__YOUR OBJECTIVE__: Where a line contains the word "index", copy that line.

__COLLECTED DATA__:
----------

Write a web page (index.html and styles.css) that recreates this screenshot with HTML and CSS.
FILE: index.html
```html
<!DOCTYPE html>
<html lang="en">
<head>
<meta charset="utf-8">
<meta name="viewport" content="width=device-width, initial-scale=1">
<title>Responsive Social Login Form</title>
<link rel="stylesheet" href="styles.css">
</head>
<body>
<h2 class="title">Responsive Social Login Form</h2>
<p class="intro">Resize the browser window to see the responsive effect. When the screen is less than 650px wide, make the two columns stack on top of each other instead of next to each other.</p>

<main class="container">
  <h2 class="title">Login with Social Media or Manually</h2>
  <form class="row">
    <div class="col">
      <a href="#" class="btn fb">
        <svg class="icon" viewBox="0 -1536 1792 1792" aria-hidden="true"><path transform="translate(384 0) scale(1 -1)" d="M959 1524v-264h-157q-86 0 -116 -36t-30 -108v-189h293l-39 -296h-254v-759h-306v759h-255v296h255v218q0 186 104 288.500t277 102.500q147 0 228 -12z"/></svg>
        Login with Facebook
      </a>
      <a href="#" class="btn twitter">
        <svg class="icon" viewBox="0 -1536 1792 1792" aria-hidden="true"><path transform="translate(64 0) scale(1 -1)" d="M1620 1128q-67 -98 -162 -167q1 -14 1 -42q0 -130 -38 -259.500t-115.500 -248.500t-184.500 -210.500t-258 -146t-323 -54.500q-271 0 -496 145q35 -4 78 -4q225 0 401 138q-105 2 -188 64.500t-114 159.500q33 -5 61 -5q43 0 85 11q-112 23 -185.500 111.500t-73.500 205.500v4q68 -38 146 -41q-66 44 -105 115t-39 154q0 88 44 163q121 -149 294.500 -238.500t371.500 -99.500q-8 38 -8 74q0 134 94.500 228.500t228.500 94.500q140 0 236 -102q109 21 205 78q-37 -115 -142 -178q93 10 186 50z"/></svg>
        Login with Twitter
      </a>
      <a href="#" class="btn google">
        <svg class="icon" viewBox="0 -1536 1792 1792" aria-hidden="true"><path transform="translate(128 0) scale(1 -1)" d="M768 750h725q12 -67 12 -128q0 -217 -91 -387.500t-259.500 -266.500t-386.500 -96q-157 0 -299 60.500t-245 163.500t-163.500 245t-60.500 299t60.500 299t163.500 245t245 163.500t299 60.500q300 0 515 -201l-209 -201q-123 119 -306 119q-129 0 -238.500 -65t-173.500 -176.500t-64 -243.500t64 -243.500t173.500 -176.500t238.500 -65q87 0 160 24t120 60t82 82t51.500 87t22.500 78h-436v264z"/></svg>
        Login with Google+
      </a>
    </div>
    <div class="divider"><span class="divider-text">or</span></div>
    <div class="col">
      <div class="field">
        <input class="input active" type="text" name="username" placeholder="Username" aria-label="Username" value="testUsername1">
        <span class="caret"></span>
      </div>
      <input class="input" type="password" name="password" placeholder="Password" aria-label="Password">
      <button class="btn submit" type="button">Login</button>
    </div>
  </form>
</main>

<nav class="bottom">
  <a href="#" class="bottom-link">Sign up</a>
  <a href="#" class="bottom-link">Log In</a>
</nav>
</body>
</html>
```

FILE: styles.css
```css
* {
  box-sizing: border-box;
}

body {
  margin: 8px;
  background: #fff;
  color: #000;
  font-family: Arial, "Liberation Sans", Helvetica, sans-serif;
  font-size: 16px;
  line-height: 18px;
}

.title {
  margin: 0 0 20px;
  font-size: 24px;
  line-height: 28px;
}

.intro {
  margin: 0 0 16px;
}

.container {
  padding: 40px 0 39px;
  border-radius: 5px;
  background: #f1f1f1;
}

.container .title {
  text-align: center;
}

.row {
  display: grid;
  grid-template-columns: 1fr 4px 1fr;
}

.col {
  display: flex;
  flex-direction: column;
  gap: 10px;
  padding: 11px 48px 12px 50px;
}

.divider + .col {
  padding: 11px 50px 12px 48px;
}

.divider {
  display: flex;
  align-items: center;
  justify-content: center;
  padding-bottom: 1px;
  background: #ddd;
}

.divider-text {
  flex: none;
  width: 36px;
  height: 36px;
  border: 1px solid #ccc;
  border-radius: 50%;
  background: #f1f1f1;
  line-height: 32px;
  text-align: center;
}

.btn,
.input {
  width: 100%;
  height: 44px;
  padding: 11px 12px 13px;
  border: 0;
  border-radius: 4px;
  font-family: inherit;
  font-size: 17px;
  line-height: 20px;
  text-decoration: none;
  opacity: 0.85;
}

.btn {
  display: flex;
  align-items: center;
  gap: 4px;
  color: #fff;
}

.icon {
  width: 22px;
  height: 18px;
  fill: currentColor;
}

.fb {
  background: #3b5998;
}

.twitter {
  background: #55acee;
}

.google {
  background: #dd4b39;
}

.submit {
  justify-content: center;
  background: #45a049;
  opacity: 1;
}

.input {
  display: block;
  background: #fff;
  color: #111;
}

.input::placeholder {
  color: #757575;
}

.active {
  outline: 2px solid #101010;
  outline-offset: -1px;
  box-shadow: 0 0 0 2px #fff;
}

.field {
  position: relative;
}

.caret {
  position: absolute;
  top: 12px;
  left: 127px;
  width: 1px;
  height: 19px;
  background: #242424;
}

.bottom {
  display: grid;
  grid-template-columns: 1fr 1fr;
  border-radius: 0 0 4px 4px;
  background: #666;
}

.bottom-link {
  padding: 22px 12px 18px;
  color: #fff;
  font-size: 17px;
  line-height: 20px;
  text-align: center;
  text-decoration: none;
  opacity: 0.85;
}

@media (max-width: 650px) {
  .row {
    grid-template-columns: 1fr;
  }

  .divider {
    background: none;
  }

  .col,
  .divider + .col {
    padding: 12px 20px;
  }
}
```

----------

__EXERCISE OUTPUT__:
Write a web page (index.html and styles.css) that recreates this screenshot with HTML and CSS.
FILE: index.html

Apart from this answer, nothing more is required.